* begin Rows *
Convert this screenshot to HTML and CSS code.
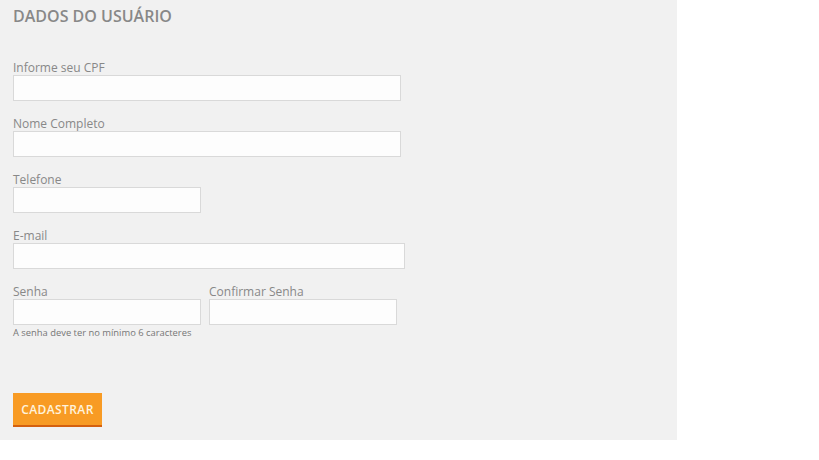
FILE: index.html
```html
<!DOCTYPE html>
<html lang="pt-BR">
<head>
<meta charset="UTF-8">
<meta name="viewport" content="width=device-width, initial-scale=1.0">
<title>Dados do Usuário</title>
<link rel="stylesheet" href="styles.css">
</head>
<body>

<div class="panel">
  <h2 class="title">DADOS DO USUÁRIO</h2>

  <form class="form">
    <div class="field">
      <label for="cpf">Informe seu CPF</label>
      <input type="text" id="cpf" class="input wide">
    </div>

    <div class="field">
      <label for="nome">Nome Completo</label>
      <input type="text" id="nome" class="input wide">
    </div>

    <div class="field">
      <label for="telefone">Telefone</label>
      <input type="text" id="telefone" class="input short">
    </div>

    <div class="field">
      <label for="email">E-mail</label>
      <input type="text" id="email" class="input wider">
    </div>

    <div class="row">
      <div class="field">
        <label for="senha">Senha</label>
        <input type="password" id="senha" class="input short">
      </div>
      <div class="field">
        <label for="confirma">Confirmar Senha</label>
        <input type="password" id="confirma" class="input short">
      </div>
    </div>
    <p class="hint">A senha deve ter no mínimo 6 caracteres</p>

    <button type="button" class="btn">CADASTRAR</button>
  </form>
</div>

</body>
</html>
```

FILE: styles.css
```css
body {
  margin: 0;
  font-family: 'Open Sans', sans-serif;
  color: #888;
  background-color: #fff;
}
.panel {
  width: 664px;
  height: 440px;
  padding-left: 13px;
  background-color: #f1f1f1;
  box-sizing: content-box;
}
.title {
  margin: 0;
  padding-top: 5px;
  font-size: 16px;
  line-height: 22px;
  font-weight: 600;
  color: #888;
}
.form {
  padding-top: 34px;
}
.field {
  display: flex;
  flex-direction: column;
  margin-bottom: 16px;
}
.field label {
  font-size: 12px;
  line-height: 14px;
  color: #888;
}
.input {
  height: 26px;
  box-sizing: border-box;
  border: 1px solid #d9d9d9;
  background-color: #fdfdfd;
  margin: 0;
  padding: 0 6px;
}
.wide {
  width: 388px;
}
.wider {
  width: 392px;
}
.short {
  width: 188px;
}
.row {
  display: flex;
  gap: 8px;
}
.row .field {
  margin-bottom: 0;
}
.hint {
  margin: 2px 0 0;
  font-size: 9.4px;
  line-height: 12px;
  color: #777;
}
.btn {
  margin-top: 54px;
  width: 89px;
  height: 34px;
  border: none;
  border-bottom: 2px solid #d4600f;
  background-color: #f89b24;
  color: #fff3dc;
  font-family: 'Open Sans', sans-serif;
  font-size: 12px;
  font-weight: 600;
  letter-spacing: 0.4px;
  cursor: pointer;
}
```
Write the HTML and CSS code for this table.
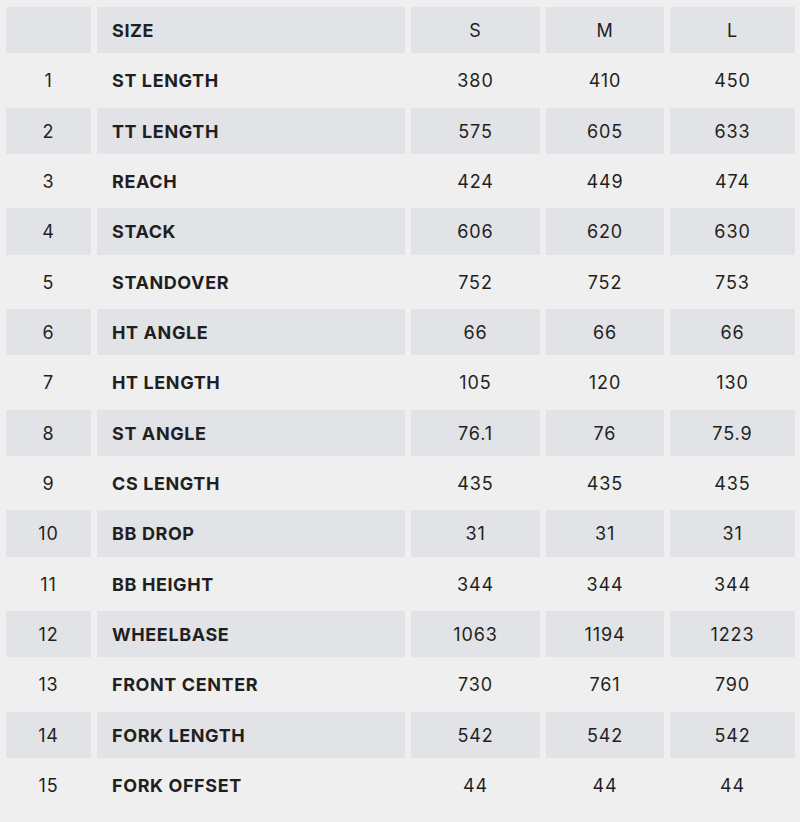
* end Rows *
Short problem:
Without the pictures, repeat the listing above exactly.

Task answer:
Convert this screenshot to HTML and CSS code.
FILE: index.html
```html
<!DOCTYPE html>
<html lang="pt-BR">
<head>
<meta charset="UTF-8">
<meta name="viewport" content="width=device-width, initial-scale=1.0">
<title>Dados do Usuário</title>
<link rel="stylesheet" href="styles.css">
</head>
<body>

<div class="panel">
  <h2 class="title">DADOS DO USUÁRIO</h2>

  <form class="form">
    <div class="field">
      <label for="cpf">Informe seu CPF</label>
      <input type="text" id="cpf" class="input wide">
    </div>

    <div class="field">
      <label for="nome">Nome Completo</label>
      <input type="text" id="nome" class="input wide">
    </div>

    <div class="field">
      <label for="telefone">Telefone</label>
      <input type="text" id="telefone" class="input short">
    </div>

    <div class="field">
      <label for="email">E-mail</label>
      <input type="text" id="email" class="input wider">
    </div>

    <div class="row">
      <div class="field">
        <label for="senha">Senha</label>
        <input type="password" id="senha" class="input short">
      </div>
      <div class="field">
        <label for="confirma">Confirmar Senha</label>
        <input type="password" id="confirma" class="input short">
      </div>
    </div>
    <p class="hint">A senha deve ter no mínimo 6 caracteres</p>

    <button type="button" class="btn">CADASTRAR</button>
  </form>
</div>

</body>
</html>
```

FILE: styles.css
```css
body {
  margin: 0;
  font-family: 'Open Sans', sans-serif;
  color: #888;
  background-color: #fff;
}
.panel {
  width: 664px;
  height: 440px;
  padding-left: 13px;
  background-color: #f1f1f1;
  box-sizing: content-box;
}
.title {
  margin: 0;
  padding-top: 5px;
  font-size: 16px;
  line-height: 22px;
  font-weight: 600;
  color: #888;
}
.form {
  padding-top: 34px;
}
.field {
  display: flex;
  flex-direction: column;
  margin-bottom: 16px;
}
.field label {
  font-size: 12px;
  line-height: 14px;
  color: #888;
}
.input {
  height: 26px;
  box-sizing: border-box;
  border: 1px solid #d9d9d9;
  background-color: #fdfdfd;
  margin: 0;
  padding: 0 6px;
}
.wide {
  width: 388px;
}
.wider {
  width: 392px;
}
.short {
  width: 188px;
}
.row {
  display: flex;
  gap: 8px;
}
.row .field {
  margin-bottom: 0;
}
.hint {
  margin: 2px 0 0;
  font-size: 9.4px;
  line-height: 12px;
  color: #777;
}
.btn {
  margin-top: 54px;
  width: 89px;
  height: 34px;
  border: none;
  border-bottom: 2px solid #d4600f;
  background-color: #f89b24;
  color: #fff3dc;
  font-family: 'Open Sans', sans-serif;
  font-size: 12px;
  font-weight: 600;
  letter-spacing: 0.4px;
  cursor: pointer;
}
```
Write the HTML and CSS code for this table.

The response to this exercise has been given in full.